According to calculations from consultancy Gadex, pipeline imports from the United States into the Sistrangas were 3.277 Bcf on Wednesday, versus 3.295 Bcf a week earlier. Liquefied natural gas imports into the Sistrangas were 36 MMcf.
In regulatory news, this week a federal judge temporarily suspended a rule change by Mexico’s Comisión Reguladora de Energía (CRE) requiring gas users on the Sistrangas to source fuel from one of the two state-owned energy companies.
Mexico Cash Prices
In Mexico, NGI natural gas cash prices rose about a dollar week/week. On Wednesday, Los Ramones fell 22 cents day/day to $6.823. Monterrey via the Mier-Monterrey system slipped by 21.7 cents to $6.603.
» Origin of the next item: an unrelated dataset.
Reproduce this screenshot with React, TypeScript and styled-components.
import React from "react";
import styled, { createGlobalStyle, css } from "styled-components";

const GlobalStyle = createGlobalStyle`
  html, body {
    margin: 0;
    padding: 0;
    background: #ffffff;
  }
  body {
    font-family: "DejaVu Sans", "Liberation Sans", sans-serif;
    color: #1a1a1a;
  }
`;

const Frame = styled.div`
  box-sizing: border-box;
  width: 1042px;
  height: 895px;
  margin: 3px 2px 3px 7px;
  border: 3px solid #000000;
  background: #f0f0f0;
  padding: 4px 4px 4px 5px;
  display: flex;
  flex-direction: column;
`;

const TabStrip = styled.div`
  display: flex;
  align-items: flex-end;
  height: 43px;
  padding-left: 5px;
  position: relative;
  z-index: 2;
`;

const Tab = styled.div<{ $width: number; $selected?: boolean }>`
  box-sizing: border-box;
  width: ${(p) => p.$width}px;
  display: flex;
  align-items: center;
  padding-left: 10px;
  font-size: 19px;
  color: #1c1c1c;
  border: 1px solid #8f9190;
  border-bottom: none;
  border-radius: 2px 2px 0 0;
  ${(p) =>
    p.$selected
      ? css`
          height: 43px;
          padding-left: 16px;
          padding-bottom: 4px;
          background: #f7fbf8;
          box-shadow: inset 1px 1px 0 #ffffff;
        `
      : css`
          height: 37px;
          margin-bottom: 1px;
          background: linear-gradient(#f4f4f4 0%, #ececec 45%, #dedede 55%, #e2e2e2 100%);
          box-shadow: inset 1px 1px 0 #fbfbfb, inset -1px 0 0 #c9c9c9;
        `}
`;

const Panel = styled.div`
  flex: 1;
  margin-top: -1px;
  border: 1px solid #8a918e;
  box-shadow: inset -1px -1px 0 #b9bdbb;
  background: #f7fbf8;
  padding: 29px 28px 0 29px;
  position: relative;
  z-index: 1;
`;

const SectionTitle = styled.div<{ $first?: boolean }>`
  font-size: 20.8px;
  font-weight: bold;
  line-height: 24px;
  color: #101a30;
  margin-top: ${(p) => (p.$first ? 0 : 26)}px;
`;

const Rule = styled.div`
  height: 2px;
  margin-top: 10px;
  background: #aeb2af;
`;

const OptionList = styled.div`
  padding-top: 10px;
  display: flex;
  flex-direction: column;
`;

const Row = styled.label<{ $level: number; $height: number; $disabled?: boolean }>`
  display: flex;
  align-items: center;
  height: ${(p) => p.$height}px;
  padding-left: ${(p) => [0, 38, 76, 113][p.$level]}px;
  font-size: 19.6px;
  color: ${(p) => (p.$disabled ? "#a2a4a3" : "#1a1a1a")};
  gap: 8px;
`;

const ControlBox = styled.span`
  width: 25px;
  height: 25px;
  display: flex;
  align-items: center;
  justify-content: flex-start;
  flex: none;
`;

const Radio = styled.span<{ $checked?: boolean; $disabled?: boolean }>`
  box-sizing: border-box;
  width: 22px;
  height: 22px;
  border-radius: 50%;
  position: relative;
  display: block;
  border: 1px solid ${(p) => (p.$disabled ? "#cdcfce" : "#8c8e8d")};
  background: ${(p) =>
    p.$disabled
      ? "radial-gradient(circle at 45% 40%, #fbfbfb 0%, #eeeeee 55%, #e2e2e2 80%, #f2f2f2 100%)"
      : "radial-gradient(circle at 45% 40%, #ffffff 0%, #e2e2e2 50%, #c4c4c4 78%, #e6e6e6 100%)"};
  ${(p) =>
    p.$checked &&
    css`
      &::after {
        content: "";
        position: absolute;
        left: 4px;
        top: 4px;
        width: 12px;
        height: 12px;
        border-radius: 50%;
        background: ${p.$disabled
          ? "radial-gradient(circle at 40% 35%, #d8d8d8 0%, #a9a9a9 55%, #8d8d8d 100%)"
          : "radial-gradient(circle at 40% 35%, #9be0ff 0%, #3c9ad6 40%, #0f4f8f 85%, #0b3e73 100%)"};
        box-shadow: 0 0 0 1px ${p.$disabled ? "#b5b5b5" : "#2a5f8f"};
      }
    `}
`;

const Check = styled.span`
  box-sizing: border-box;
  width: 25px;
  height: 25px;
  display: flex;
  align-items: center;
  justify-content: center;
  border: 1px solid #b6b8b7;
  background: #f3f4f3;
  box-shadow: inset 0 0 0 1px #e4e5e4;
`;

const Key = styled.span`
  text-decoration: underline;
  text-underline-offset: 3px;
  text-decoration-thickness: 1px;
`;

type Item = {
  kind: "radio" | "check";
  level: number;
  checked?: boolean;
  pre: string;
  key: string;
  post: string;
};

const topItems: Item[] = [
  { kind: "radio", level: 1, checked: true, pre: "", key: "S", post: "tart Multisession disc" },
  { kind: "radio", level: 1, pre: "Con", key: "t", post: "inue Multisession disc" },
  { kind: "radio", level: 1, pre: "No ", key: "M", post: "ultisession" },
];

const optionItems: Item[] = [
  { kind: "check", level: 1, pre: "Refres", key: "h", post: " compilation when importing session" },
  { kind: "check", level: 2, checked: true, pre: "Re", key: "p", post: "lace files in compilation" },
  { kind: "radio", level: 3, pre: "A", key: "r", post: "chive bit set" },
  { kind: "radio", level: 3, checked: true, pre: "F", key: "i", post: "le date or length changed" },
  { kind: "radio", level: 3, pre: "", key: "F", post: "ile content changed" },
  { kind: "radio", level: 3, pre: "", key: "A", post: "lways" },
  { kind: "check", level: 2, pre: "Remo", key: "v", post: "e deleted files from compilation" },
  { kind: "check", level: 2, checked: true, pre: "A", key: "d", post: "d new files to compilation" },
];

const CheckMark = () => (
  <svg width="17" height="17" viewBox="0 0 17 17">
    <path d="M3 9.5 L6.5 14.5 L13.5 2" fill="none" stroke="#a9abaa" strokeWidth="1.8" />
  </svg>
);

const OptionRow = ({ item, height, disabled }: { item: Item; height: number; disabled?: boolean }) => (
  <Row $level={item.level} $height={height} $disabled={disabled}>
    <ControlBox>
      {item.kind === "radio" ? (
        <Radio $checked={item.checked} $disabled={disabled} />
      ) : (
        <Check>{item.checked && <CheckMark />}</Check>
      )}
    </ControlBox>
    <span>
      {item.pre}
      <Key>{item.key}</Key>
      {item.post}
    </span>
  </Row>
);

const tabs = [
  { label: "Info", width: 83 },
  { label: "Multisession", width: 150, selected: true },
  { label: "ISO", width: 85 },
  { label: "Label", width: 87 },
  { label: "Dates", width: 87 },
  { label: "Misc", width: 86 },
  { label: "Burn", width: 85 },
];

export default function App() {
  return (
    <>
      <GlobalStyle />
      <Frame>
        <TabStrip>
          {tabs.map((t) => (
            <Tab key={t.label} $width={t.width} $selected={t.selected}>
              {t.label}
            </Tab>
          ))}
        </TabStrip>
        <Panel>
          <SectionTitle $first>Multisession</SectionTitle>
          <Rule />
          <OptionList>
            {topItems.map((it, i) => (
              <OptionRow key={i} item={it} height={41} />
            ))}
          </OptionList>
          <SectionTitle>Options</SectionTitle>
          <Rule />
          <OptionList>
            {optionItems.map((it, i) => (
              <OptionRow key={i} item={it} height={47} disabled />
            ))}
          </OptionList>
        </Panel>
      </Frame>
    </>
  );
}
Tuxpan in Veracruz via Cenagas saw the spot price fall 21.9 cents to $7.236.
In the West, the Guadalajara price fell 19.6 cents to $7.425. Farther north in El Encino, prices via Tarahumara were $6.919, 17.5 cents lower than the previous day. On the Yucatán Peninsula, the cash price at Mérida was $8.025 on Wednesday, down 21.8 cents.
U.S. Gas Storage
On Thursday, the U.S. Energy Information Administration (EIA) reported a 58 Bcf injection into natural gas storage inventories for the week ending July 8. The print was in line with expectations.
South Central storage levels were overall flat. This included a 12 Bcf withdrawal from salts and a 12 Bcf build in nonsalts, according to EIA. Until Mexico develops storage capability, this is the storage system most readily available to the country.
For the week ended July 1, total working gas in the South Central region stood at 890 Bcf, down from 993 Bcf for the same time one year ago. The figure was also 133 Bcf lower than the average 1,023 Bcf in storage for the same day between 2018-2022, EIA said.